Given task
Return the lines below exactly, from the first line to the line that contains "const METHODS = ['Cash', 'VISA', 'Debit/Credit". Leave out pictures.

Data rows

## START

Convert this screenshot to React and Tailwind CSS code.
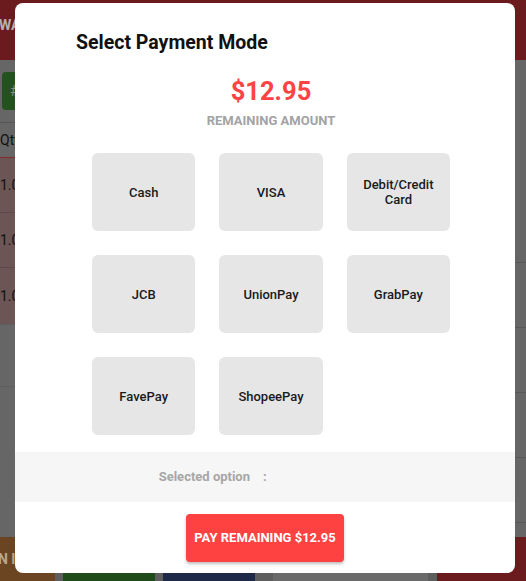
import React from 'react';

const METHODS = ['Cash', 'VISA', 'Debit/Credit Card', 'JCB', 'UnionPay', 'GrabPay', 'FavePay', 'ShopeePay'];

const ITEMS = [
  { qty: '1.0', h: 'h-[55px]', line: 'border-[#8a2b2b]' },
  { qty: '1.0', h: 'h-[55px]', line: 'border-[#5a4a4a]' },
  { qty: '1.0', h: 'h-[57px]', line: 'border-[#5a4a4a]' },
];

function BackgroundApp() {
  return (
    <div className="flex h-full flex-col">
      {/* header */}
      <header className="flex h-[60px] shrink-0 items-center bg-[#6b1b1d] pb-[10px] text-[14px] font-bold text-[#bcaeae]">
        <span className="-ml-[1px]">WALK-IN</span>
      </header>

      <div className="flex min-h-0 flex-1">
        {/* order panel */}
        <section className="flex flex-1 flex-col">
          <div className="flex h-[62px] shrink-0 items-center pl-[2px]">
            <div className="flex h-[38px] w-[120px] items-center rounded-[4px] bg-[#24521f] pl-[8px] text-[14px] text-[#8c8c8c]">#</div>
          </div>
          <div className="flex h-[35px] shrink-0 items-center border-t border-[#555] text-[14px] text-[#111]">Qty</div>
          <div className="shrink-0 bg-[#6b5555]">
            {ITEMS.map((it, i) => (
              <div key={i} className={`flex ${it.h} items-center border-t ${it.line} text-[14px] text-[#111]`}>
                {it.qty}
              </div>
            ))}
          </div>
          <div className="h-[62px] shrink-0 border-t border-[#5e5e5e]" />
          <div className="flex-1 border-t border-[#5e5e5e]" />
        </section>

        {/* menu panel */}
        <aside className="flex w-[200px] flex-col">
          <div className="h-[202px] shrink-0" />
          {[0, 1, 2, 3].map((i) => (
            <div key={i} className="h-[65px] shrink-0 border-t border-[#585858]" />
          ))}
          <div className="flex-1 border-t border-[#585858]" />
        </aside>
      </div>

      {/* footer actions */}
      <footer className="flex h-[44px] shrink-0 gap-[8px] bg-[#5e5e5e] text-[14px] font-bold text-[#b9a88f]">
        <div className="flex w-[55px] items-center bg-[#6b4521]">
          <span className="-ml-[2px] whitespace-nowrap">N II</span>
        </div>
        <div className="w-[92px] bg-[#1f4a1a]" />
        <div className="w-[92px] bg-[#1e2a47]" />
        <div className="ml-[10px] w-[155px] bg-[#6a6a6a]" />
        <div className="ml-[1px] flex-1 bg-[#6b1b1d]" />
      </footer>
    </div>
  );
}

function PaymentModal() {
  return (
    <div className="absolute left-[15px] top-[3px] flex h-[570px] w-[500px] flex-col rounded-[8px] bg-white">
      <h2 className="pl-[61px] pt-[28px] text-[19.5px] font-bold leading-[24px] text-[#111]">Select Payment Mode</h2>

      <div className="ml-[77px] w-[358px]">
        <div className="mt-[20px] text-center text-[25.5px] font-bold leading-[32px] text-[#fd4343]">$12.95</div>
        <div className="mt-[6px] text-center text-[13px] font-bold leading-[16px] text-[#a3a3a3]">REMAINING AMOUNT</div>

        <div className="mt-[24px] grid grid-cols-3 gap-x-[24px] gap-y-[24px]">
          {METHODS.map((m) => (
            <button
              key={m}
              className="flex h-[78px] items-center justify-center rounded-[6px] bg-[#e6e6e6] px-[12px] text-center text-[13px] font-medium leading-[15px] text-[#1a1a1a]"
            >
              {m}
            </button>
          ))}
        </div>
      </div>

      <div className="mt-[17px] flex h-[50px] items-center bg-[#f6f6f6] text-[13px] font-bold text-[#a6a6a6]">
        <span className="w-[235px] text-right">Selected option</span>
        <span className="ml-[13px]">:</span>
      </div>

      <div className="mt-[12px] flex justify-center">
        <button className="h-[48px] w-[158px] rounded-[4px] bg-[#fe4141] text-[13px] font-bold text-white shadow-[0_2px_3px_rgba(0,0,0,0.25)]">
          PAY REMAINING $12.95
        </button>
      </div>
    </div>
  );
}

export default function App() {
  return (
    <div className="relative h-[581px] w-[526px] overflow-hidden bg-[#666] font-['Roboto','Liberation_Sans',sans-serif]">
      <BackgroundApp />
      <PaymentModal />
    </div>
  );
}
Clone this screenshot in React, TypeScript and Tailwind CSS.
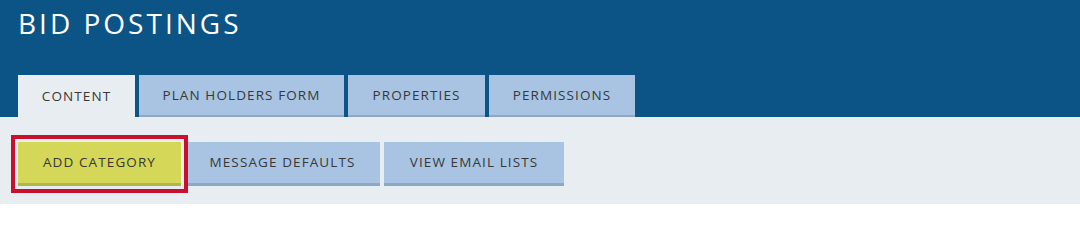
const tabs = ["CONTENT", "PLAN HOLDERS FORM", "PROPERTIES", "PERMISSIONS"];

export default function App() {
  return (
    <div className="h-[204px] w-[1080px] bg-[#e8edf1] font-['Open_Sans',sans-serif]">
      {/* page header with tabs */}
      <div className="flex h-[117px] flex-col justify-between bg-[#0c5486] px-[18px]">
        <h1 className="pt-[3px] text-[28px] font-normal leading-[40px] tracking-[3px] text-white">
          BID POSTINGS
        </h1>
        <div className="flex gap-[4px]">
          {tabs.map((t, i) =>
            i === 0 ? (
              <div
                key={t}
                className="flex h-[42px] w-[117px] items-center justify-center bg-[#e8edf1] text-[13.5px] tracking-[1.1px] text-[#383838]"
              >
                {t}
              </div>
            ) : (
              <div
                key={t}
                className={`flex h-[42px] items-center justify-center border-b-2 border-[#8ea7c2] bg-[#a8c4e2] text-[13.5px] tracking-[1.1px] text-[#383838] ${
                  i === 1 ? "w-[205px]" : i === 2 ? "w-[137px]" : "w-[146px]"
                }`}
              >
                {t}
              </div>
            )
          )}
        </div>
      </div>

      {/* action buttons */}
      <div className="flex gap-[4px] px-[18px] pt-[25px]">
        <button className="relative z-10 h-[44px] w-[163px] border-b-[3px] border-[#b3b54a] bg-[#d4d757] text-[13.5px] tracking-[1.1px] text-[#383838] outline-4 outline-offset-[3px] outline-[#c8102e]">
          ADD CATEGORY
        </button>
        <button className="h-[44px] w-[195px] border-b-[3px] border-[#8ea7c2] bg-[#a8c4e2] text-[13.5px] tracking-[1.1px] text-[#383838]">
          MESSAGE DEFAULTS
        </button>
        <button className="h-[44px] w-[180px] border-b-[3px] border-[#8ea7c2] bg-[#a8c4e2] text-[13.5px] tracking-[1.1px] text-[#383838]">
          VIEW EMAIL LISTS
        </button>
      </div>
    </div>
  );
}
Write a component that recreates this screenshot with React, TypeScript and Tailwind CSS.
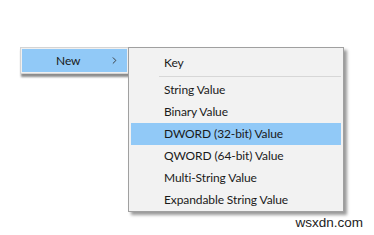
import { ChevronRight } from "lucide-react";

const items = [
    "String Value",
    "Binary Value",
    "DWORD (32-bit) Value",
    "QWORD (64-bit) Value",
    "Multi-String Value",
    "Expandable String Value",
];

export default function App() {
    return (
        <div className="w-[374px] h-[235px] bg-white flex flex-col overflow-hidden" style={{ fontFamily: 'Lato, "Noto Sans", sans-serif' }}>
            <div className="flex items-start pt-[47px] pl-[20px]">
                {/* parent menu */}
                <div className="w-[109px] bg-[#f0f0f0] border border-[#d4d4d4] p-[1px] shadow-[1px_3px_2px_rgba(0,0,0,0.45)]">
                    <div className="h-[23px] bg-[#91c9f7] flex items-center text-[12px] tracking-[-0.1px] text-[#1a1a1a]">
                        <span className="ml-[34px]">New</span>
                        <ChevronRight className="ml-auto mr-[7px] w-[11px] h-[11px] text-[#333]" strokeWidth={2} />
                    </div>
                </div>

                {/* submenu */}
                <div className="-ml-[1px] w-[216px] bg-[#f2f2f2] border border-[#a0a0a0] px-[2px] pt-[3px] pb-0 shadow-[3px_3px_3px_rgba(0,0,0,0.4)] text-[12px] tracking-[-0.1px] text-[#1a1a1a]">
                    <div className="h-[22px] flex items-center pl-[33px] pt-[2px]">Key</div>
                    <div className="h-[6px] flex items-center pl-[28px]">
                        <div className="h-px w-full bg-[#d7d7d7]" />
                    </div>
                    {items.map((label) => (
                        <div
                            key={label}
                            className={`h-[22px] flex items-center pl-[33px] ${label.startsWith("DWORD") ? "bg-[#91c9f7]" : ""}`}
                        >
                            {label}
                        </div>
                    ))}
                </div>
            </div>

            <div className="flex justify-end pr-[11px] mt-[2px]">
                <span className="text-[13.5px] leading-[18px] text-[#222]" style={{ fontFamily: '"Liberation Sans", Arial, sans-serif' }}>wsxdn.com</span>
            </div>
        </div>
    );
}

## END

Task output
Convert this screenshot to React and Tailwind CSS code.
import React from 'react';

const METHODS = ['Cash', 'VISA', 'Debit/Credit Card', 'JCB', 'UnionPay', 'GrabPay', 'FavePay', 'ShopeePay'];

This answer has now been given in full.